Using induction technique in mathematical logic

[Kolmin]

Homework Statement

Prove the following LEMMA:
For every proposition $A[P_{1}, \dots, P_{n}]$ and any two interpretations $v$ and $v'$, if $v(P_{i})=v'(P_{i})$ for all $i=1, \dots,n$, then $v^{*}(A)=v'^{*}(A)$.

Homework Equations

The Attempt at a Solution

Sure this is obviously an incredibly easy lemma to prove, but still I have problems with mathematical induction and I am not use to actually write proofs, so I would like to know if the following works and is decently written. So I am looking forward to your reply and... be nasty, thanks.

PROOF:
The proof works on induction on the length of $A$.
- Basis Step: In the case $i=1$ we have that $A$ is equal to $P_{1}$ and we have $v(P_{1})=v'(P_{1})$. Hence, we have $v^{*}(A)=v'^{*}(A)$ and the lemma is proved for $i=1$.
- Inductive Step: We assume that, if $v(P_{i})=v'(P_{i})$ for all $i=1, \dots, k$ with $k<n$, then $v^{*}(A)=v'^{*}(A)$. Now, for $n$ we have either $v(P_{n})=v'(P_{n})$ or $v(P_{n}) \neq v'(P_{n})$. In particular, if $v(P_{n})=v'(P_{n})$, then $v^{*}(A)=v'^{*}(A)$ for the inductive step.

 

[Kolmin]

To the admins of the site, is this a thread for the "Set, Logic, Probability" section?

 

[Mark44]

To the admins of the site, is this a thread for the "Set, Logic, Probability" section?

No, this is the right place for homework problems.

 

[Mark44]

Homework Statement

Prove the following LEMMA:
For every proposition $A[P_{1}, \dots, P_{n}]$ and any two interpretations $v$ and $v'$, if $v(P_{i})=v'(P_{i})$ for all $i=1, \dots,n$, then $v^{*}(A)=v'^{*}(A)$.

Homework Equations

The Attempt at a Solution

Sure this is obviously an incredibly easy lemma to prove, but still I have problems with mathematical induction and I am not use to actually write proofs, so I would like to know if the following works and is decently written.

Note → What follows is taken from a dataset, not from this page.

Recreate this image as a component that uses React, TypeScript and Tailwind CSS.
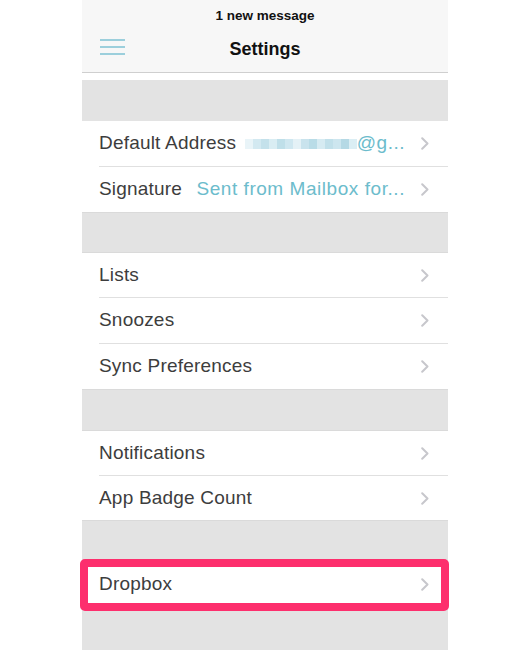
import React from "react";

const Chevron = () => (
  <svg width="8" height="13" viewBox="0 0 8 13" className="shrink-0">
    <polyline points="1.2,1.2 6.5,6.5 1.2,11.8" fill="none" stroke="#c7c7cc" strokeWidth="2" strokeLinecap="round" strokeLinejoin="round" />
  </svg>
);

const pix = [
  "#e9f4f8", "#d3e9f1", "#c4e1eb", "#d9edf3", "#bfdfe9", "#cfe7f0", "#e4f1f6", "#c9e3ed",
  "#b9dce7", "#d6ebf2", "#c1e0ea", "#cde6ef", "#b5d9e5", "#dbeef4",
];

const Row = ({
  label,
  h,
  value,
  sep = false,
}: {
  label: string;
  h: string;
  value?: React.ReactNode;
  sep?: boolean;
}) => (
  <div className="bg-white">
    <div className={`flex items-center pl-[17px] pr-[19px] ${h}`}>
      <span className="text-[19px] text-[#3d3d3d] whitespace-nowrap tracking-[0.2px]">{label}</span>
      <div className="flex-1 flex justify-end pr-[16px] pl-3 min-w-0">{value}</div>
      <Chevron />
    </div>
    {sep && <div className="ml-[17px] h-px bg-[#e0e0e0]" />}
  </div>
);

const Gap = ({ h }: { h: string }) => (
  <div className={`${h} bg-[#e3e3e3] border-t border-b border-[#dadada]`} />
);

export default function App() {
  return (
    <div
      className="w-[528px] h-[650px] bg-white overflow-hidden"
      style={{ fontFamily: '"Liberation Sans", Arial, sans-serif' }}
    >
      <div className="ml-[82px] w-[366px] h-[650px] bg-[#e3e3e3] flex flex-col">
        <div className="h-[73px] bg-[#f7f7f7] border-b border-[#cfcfcf] flex flex-col items-center relative">
          <div className="mt-[7px] text-[13.5px] font-bold text-[#111] leading-[18px]">1 new message</div>
          <div className="mt-[13px] text-[18px] font-bold text-[#111] leading-[22px]">Settings</div>
          <div className="absolute left-[18px] top-[39px] flex flex-col gap-[5.5px]">
            <div className="w-[25px] h-[1.5px] bg-[#9ccfdc]" />
            <div className="w-[25px] h-[1.5px] bg-[#9ccfdc]" />
            <div className="w-[25px] h-[1.5px] bg-[#9ccfdc]" />
          </div>
        </div>
        <div className="h-[7px] bg-white" />
        <div className="h-[41px] bg-[#e3e3e3]" />

        <Row
          label="Default Address"
          h="h-[45px]"
          sep
          value={
            <div className="flex items-center">
              <div className="flex items-center blur-[0.6px]">
                {pix.map((c, i) => (
                  <div key={i} className="w-[8px] h-[10px]" style={{ backgroundColor: c }} />
                ))}
              </div>
              <span className="text-[19px] text-[#6cbccc] tracking-[0.5px] whitespace-nowrap">@g...</span>
            </div>
          }
        />
        <Row
          label="Signature"
          h="h-[45px]"
          value={
            <span className="text-[19px] text-[#6cbccc] tracking-[0.55px] whitespace-nowrap">
              Sent from Mailbox for...
            </span>
          }
        />
        <Gap h="h-[41px]" />
        <Row label="Lists" h="h-[44px]" sep />
        <Row label="Snoozes" h="h-[45px]" sep />
        <Row label="Sync Preferences" h="h-[45px]" />
        <Gap h="h-[42px]" />
        <Row label="Notifications" h="h-[44px]" sep />
        <Row label="App Badge Count" h="h-[44px]" />
        <Gap h="h-[42px]" />
        <div className="relative">
          <Row label="Dropbox" h="h-[45px]" />
          <div className="absolute -left-[2px] top-[-3px] w-[369px] h-[52px] border-[8px] border-[#fd2f6d] rounded-[5px]" />
        </div>
        <div className="flex-1 bg-[#e3e3e3] border-t border-[#dadada]" />
      </div>
    </div>
  );
}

So I am looking forward to your reply and... be nasty, thanks.

PROOF:
The proof works on induction on the length of $A$.
- Basis Step: In the case $i=1$ we have that $A$ is equal to $P_{1}$ and we have $v(P_{1})=v'(P_{1})$. Hence, we have $v^{*}(A)=v'^{*}(A)$ and the lemma is proved for $i=1$.
- Inductive Step: We assume that, if $v(P_{i})=v'(P_{i})$ for all $i=1, \dots, k$ with $k<n$, then $v^{*}(A)=v'^{*}(A)$. Now, for $n$ we have either $v(P_{n})=v'(P_{n})$ or $v(P_{n}) \neq v'(P_{n})$. In particular, if $v(P_{n})=v'(P_{n})$, then $v^{*}(A)=v'^{*}(A)$ for the inductive step.

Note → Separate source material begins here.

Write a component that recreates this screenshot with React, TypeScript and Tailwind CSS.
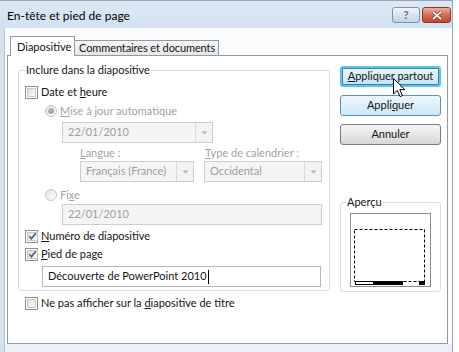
import React from "react";

function CheckBox({ checked }: { checked?: boolean }) {
  return (
    <span className="flex h-[13px] w-[13px] shrink-0 border border-[#8e8f8f] bg-white p-px">
      <span className="flex flex-1 items-center justify-center border border-[#c9c9c9] bg-linear-to-br from-[#dedede] to-[#fbfbfb]">
        {checked && (
          <svg width="9" height="9" viewBox="0 0 9 9">
            <path d="M1.3 4.3 L3.4 6.8 L7.8 1.2" fill="none" stroke="#4a5c83" strokeWidth="1.6" />
          </svg>
        )}
      </span>
    </span>
  );
}

function Radio({ selected }: { selected?: boolean }) {
  return (
    <span className="flex h-[12px] w-[12px] shrink-0 items-center justify-center rounded-full border border-[#c3c3c3] bg-linear-to-br from-[#e4e4e4] to-white">
      {selected && <span className="h-[6px] w-[6px] rounded-full bg-linear-to-br from-[#bdbdbd] to-[#9a9a9a]" />}
    </span>
  );
}

function Combo({ text, className }: { text: string; className: string }) {
  return (
    <div className={"flex h-[21px] border border-[#c7cfd8] bg-[#f5f5f5] " + className}>
      <span className="flex flex-1 items-center pl-[5px] text-[#9d9d9d]">{text}</span>
      <span className="flex w-[17px] items-center justify-center border-l border-[#d9dde2] bg-[#f3f3f3]">
        <svg width="7" height="4" viewBox="0 0 7 4">
          <path d="M0.5 0.5 L3.5 3.5 L6.5 0.5 Z" fill="#b3b3b3" />
        </svg>
      </span>
    </div>
  );
}

export default function App() {
  return (
    <div className="relative h-[352px] w-[459px] overflow-hidden bg-white font-['Lato','Liberation_Sans',sans-serif] text-[11px] text-[#141414]">
      <div className="flex h-full w-[453px] flex-col border-t border-r border-[#95a6b8]">
        {/* title bar */}
        <div className="flex h-[27px] shrink-0 items-center bg-linear-to-b from-[#dde8f4] to-[#d3e1f0] pl-[7px] pr-px">
          <span className="pt-[2px] text-[12px] text-black">En-tête et pied de page</span>
          <div className="ml-auto flex gap-[2px] pt-[1px]">
            <div className="flex h-[16px] w-[28px] items-center justify-center rounded-[3px] border border-[#7f91a6] bg-linear-to-b from-[#f2f6fa] via-[#d9e3ee] to-[#c4d3e4] text-[11px] font-bold text-[#5b6d82]">
              ?
            </div>
            <div className="flex h-[16px] w-[29px] items-center justify-center rounded-[3px] border border-[#8f3522] bg-linear-to-b from-[#eab0a2] via-[#d46c55] to-[#c3462e]">
              <svg width="12" height="9" viewBox="0 0 12 9">
                <path d="M2 1 L10 8 M10 1 L2 8" stroke="#7a2a1a" strokeWidth="3" />
                <path d="M2 1 L10 8 M10 1 L2 8" stroke="#ffffff" strokeWidth="1.7" />
              </svg>
            </div>
          </div>
        </div>

        <div className="flex flex-1">
          <div className="w-[4px] bg-[#d3e1ef]" />
          <div className="flex flex-1 flex-col border-l border-[#b6c3d1] bg-[#fbfcfd] pt-[8px]">
            {/* tabs */}
            <div className="ml-[5px] flex items-end whitespace-nowrap">
              <div className="relative z-10 -mb-px flex h-[20px] w-[65px] items-start border border-b-0 border-[#8e9aa6] bg-white pl-[6px] pt-[2px]">
                Diapositive
              </div>
              <div className="-ml-px flex h-[15px] w-[145px] items-center border border-b-0 border-[#8e9aa6] bg-linear-to-b from-[#f6f6f6] to-[#e6e6e6] pl-[4px] pt-px tracking-[-0.1px]">
                Commentaires et documents
              </div>
            </div>

            {/* panel */}
            <div className="ml-[2px] flex h-[289px] w-[441px] gap-[10px] border border-[#8e9aa6] bg-white pl-[10px]">
              <div className="flex flex-col">
                <fieldset className="mt-[6px] flex w-[312px] flex-col rounded-[3px] border border-[#d6dee5] pb-[3px] pl-[6px]">
                  <legend className="px-px leading-[16px]">Inclure dans la diapositive</legend>
                  <div className="mt-[5px] flex h-[18px] items-center gap-[3px]">
                    <CheckBox />
                    <span>
                      Date et <span className="underline">h</span>eure
                    </span>
                  </div>
                  <div className="mt-px ml-[20px] flex h-[18px] items-center gap-[3px] text-[#a2a2a2]">
                    <Radio selected />
                    <span>
                      <span className="underline">M</span>ise à jour automatique
                    </span>
                  </div>
                  <Combo text="22/01/2010" className="mt-[2px] ml-[37px] w-[151px]" />
                  <div className="mt-[2px] ml-[55px] flex h-[16px] items-center text-[#a2a2a2]">
                    <span className="w-[125px]">
                      <span className="underline">L</span>angue :
                    </span>
                    <span>
                      <span className="underline">T</span>ype de calendrier :
                    </span>
                  </div>
                  <div className="ml-[55px] flex gap-[10px]">
                    <Combo text="Français (France)" className="w-[114px]" />
                    <Combo text="Occidental" className="w-[118px]" />
                  </div>
                  <div className="mt-[4px] ml-[20px] flex h-[18px] items-center gap-[3px] text-[#a2a2a2]">
                    <Radio />
                    <span>
                      Fi<span className="underline">x</span>e
                    </span>
                  </div>
                  <div className="ml-[37px] flex h-[21px] w-[260px] items-center border border-[#c7cfd8] bg-[#f5f5f5] pl-[5px] text-[#9d9d9d]">
                    22/01/2010
                  </div>
                  <div className="mt-[2px] flex h-[18px] items-center gap-[3px]">
                    <CheckBox checked />
                    <span>
                      <span className="underline">N</span>uméro de diapositive
                    </span>
                  </div>
                  <div className="flex h-[18px] items-center gap-[3px]">
                    <CheckBox checked />
                    <span>
                      <span className="underline">P</span>ied de page
                    </span>
                  </div>
                  <div className="mt-[3px] ml-[17px] flex h-[21px] w-[279px] items-center border border-[#b3b8bf] bg-white pl-[5px]">
                    Découverte de PowerPoint 2010
                    <span className="ml-px h-[14px] w-px bg-black" />
                  </div>
                </fieldset>
                <div className="mt-[3px] ml-[7px] flex h-[18px] items-center gap-[3px]">
                  <CheckBox />
                  <span>
                    Ne pas afficher sur la <span className="underline">d</span>iapositive de titre
                  </span>
                </div>
              </div>

              <div className="mt-[10px] flex w-[101px] flex-col">
                <div className="flex h-[21px] items-center justify-center rounded-[3px] border-2 border-[#5ec3e6] bg-linear-to-b from-[#eaf6fd] to-[#c2e4f6] shadow-[inset_0_0_0_1px_#3c7fb1]">
                  <span>
                    <span className="underline">A</span>ppliquer partout
                  </span>
                </div>
                <div className="mt-[8px] flex h-[21px] items-center justify-center rounded-[3px] border border-[#5e8fb4] bg-linear-to-b from-[#eef7fd] to-[#cde7f7]">
                  <span>
                    Appli<span className="underline">q</span>uer
                  </span>
                </div>
                <div className="mt-[8px] flex h-[21px] items-center justify-center rounded-[3px] border border-[#7d7d7d] bg-linear-to-b from-[#f4f4f4] via-[#e8e8e8] to-[#d6d6d6]">
                  Annuler
                </div>
                <fieldset className="mt-[49px] flex flex-col rounded-[3px] border border-[#d6dee5] pb-[4px]">
                  <legend className="ml-[5px] px-px leading-[16px]">Aperçu</legend>
                  <svg className="mt-[3px] ml-[9px]" width="81" height="74" viewBox="0 0 81 74">
                    <rect x="0.5" y="0.5" width="80" height="73" fill="#fff" stroke="#8d8d8d" />
                    <rect x="4.5" y="16.5" width="70" height="52" fill="none" stroke="#000" strokeDasharray="3 2" />
                    <rect x="5.5" y="68.5" width="18" height="3" fill="#fff" stroke="#000" />
                    <rect x="24" y="68" width="29" height="4" fill="#000" />
                    <rect x="69" y="68" width="6" height="4" fill="#000" />
                  </svg>
                </fieldset>
              </div>
            </div>
            <div className="flex-1 bg-[#eaf0f6]" />
          </div>
        </div>
      </div>

      {/* mouse pointer */}
      <svg className="absolute left-[393px] top-[78px]" width="13" height="20" viewBox="0 0 13 20">
        <path d="M0.5 0.5 L0.5 16 L4.3 12.4 L7 18.6 L9.4 17.6 L6.8 11.6 L11.8 11.6 Z" fill="#fff" stroke="#000" strokeWidth="1" />
      </svg>
    </div>
  );
}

A different way to approach this...
Base case: n = 2
The proposition is A[P₁, P₂], and by assumption v(P₁) = v'(P₁), and v(P₂) = v'(P₂). Then for this proposition, v*(A) = v'*(A).
Induction hypothesis: Suppose that the statement is true for n = k. In other words, for the proposition A[P₁, P₂, ... , P_k], assume that v(P_i) = v'(P_i) for i = 1, 2, ..., k. Then v*(A) = v'*(A).

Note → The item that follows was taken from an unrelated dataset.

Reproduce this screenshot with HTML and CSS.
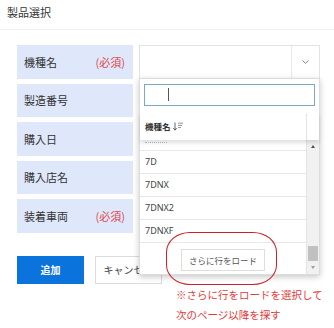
FILE: index.html
```html
<!DOCTYPE html>
<html lang="ja">
<head>
  <meta charset="UTF-8">
  <meta name="viewport" content="width=device-width, initial-scale=1.0">
  <title>製品選択</title>
  <link rel="stylesheet" href="styles.css">
</head>
<body>
  <div class="page">
    <div class="page-title">製品選択</div>

    <div class="form">
      <div class="form-row">
        <div class="label">機種名<span class="required">(必須)</span></div>
        <div class="field select">
          <div class="select-value"></div>
          <div class="select-arrow">
            <svg width="7" height="4" viewBox="0 0 7 4"><path d="M0.5 0.5 L3.5 3.3 L6.5 0.5" fill="none" stroke="#777" stroke-width="0.9"/></svg>
          </div>

          <!-- ドロップダウン -->
          <div class="dropdown">
            <div class="search-wrap">
              <div class="search-input"><span class="caret"></span></div>
            </div>
            <div class="grid-head">
              <div class="head-cell">機種名
                <svg class="sort-icon" width="11" height="9" viewBox="0 0 11 9">
                  <path d="M2 0.5 V8 M0.3 6 L2 8.2 L3.7 6" fill="none" stroke="#555" stroke-width="0.9"/>
                  <path d="M5 1.2 H10 M5 3.4 H9 M5 5.6 H8" fill="none" stroke="#777" stroke-width="0.8"/>
                </svg>
              </div>
              <div class="head-gap"></div>
            </div>
            <div class="grid-body">
              <div class="grid-list">
                <!-- スクロールで上端が隠れた行 -->
                <div class="grid-row cut"><span class="cut-mark"></span></div>
                <div class="grid-row">7D</div>
                <div class="grid-row">7DNX</div>
                <div class="grid-row">7DNX2</div>
                <div class="grid-row">7DNXF</div>
                <div class="grid-foot">
                  <button class="load-more">さらに行をロード</button>
                </div>
              </div>
              <div class="scrollbar">
                <div class="sb-arrow up"></div>
                <div class="sb-track"><div class="sb-thumb"></div></div>
                <div class="sb-arrow down"></div>
              </div>
            </div>
          </div>
        </div>
      </div>
      <div class="form-row">
        <div class="label">製造番号</div>
        <div class="field"></div>
      </div>
      <div class="form-row">
        <div class="label">購入日</div>
        <div class="field"></div>
      </div>
      <div class="form-row">
        <div class="label">購入店名</div>
        <div class="field"></div>
      </div>
      <div class="form-row">
        <div class="label">装着車両<span class="required">(必須)</span></div>
        <div class="field"></div>
      </div>

      <div class="actions">
        <button class="btn btn-primary">追加</button>
        <button class="btn">キャンセル</button>
      </div>
    </div>

    <!-- 注記 -->
    <div class="note-ring"></div>
    <div class="note-text">※さらに行をロードを選択して<br>次のページ以降を探す</div>
  </div>
</body>
</html>
```

FILE: styles.css
```css
body {
  margin: 0;
  background: #fff;
  font-family: "Noto Sans CJK JP", "Noto Sans", sans-serif;
  color: #333;
}

.page {
  position: relative;
  width: 334px;
  height: 328px;
  overflow: hidden;
}

.page-title {
  box-sizing: border-box;
  height: 30px;
  padding: 4px 7px 0;
  font-size: 11px;
  line-height: 16px;
  border-bottom: 1px solid #f0f0f0;
}

.form {
  padding: 15px 14px 0 17px;
  display: flex;
  flex-direction: column;
  gap: 5px;
}

.form-row {
  display: flex;
  gap: 6px;
  height: 33.5px;
}

.label {
  box-sizing: border-box;
  width: 116px;
  padding: 0 8px 0 7px;
  display: flex;
  align-items: center;
  justify-content: space-between;
  background: #dfe8fb;
  font-size: 11px;
}

.required {
  color: #e0464b;
}

.field {
  position: relative;
  box-sizing: border-box;
  width: 181px;
  border: 1px solid #e3e3e3;
  background: #fff;
}

.select {
  display: flex;
}

.select-value {
  flex: 1;
}

.select-arrow {
  width: 27px;
  border-left: 1px solid #e8e8e8;
  display: flex;
  align-items: center;
  justify-content: center;
}

.dropdown {
  position: absolute;
  top: 100%;
  left: -1px;
  z-index: 10;
  box-sizing: border-box;
  width: 181px;
  height: 197px;
  background: #fff;
  border: 1px solid #dcdcdc;
  box-shadow: 0 2px 6px rgba(0, 0, 0, 0.22);
  display: flex;
  flex-direction: column;
}

.search-wrap {
  padding: 5px 4px 0;
}

.search-input {
  box-sizing: border-box;
  height: 22px;
  border: 1px solid #7ea8c8;
  display: flex;
  align-items: center;
}

.caret {
  margin-left: 23px;
  width: 1px;
  height: 13px;
  background: #555;
}

.grid-head {
  margin-top: 7px;
  height: 27px;
  display: flex;
  position: relative;
  z-index: 1;
  box-shadow: 0 3px 4px rgba(0, 0, 0, 0.12);
}

.head-cell {
  flex: 1;
  display: flex;
  align-items: center;
  gap: 2px;
  padding-left: 5px;
  font-size: 8.5px;
  font-weight: bold;
}

.head-gap {
  width: 12px;
  border-left: 1px solid #e4e4e4;
}

.grid-body {
  flex: 1;
  display: flex;
  min-height: 0;
}

.grid-list {
  flex: 1;
  display: flex;
  flex-direction: column;
}

.grid-row {
  height: 22px;
  padding-left: 5px;
  display: flex;
  align-items: center;
  border-bottom: 1px solid #e8e8e8;
  font-family: "Noto Sans", "Noto Sans CJK JP", sans-serif;
  font-size: 9px;
  color: #444;
}

.grid-row.cut {
  height: 10px;
  align-items: flex-start;
}

.cut-mark {
  margin-top: 2px;
  width: 22px;
  height: 1px;
  border-top: 1px dotted #bbb;
}

.grid-foot {
  flex: 1;
  display: flex;
  justify-content: center;
  padding-top: 6px;
}

.load-more {
  box-sizing: border-box;
  width: 84px;
  height: 22px;
  padding: 0;
  background: #fff;
  border: 1px solid #dedede;
  font-family: "Noto Sans CJK JP", sans-serif;
  font-size: 8.5px;
  color: #555;
}

.scrollbar {
  width: 12px;
  background: #f1f1f1;
  border-left: 1px solid #e4e4e4;
  display: flex;
  flex-direction: column;
}

.sb-arrow {
  height: 13px;
  display: flex;
  align-items: center;
  justify-content: center;
}

.sb-arrow::before {
  content: "";
  border-left: 2.5px solid transparent;
  border-right: 2.5px solid transparent;
}

.sb-arrow.up::before {
  border-bottom: 3px solid #505050;
}

.sb-arrow.down::before {
  border-top: 3px solid #a0a0a0;
}

.sb-track {
  flex: 1;
  display: flex;
  flex-direction: column;
  justify-content: flex-end;
  padding: 0 1px;
}

.sb-thumb {
  height: 15px;
  background: #c1c1c1;
}

.actions {
  margin-top: 18px;
  display: flex;
  gap: 11px;
}

.btn {
  box-sizing: border-box;
  width: 67px;
  height: 28px;
  padding: 0;
  background: #fff;
  border: 1px solid #dcdcdc;
  font-family: "Noto Sans CJK JP", sans-serif;
  font-size: 10px;
  color: #444;
}

.btn-primary {
  background: #0b74dc;
  border-color: #0b74dc;
  color: #fff;
  font-weight: bold;
}

.note-ring {
  position: absolute;
  left: 166px;
  top: 232px;
  box-sizing: border-box;
  width: 111px;
  height: 53px;
  border: 1.5px solid #cf1f24;
  border-radius: 24px / 20px;
  z-index: 20;
}

.note-text {
  position: absolute;
  left: 176px;
  top: 285px;
  font-size: 10.5px;
  line-height: 20px;
  color: #e23b3b;
  white-space: nowrap;
}
```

Now let n = k + 1, with the proposition now being A[P₁, P₂, ... , P_k, P_k+1], where v(P_i) = v'(P_i) for i = 1, 2, ..., k, k + 1. The proposition can be broken into two parts, with [P₁, P₂, ..., P_k] being one part, and P_k+1 being the other. Use the induction hypothesis to show that for the first proposition here, v*(A) = v'*(A). Then use the base case (n = 2) to show that v*(A) = v'*(A) for the larger proposition.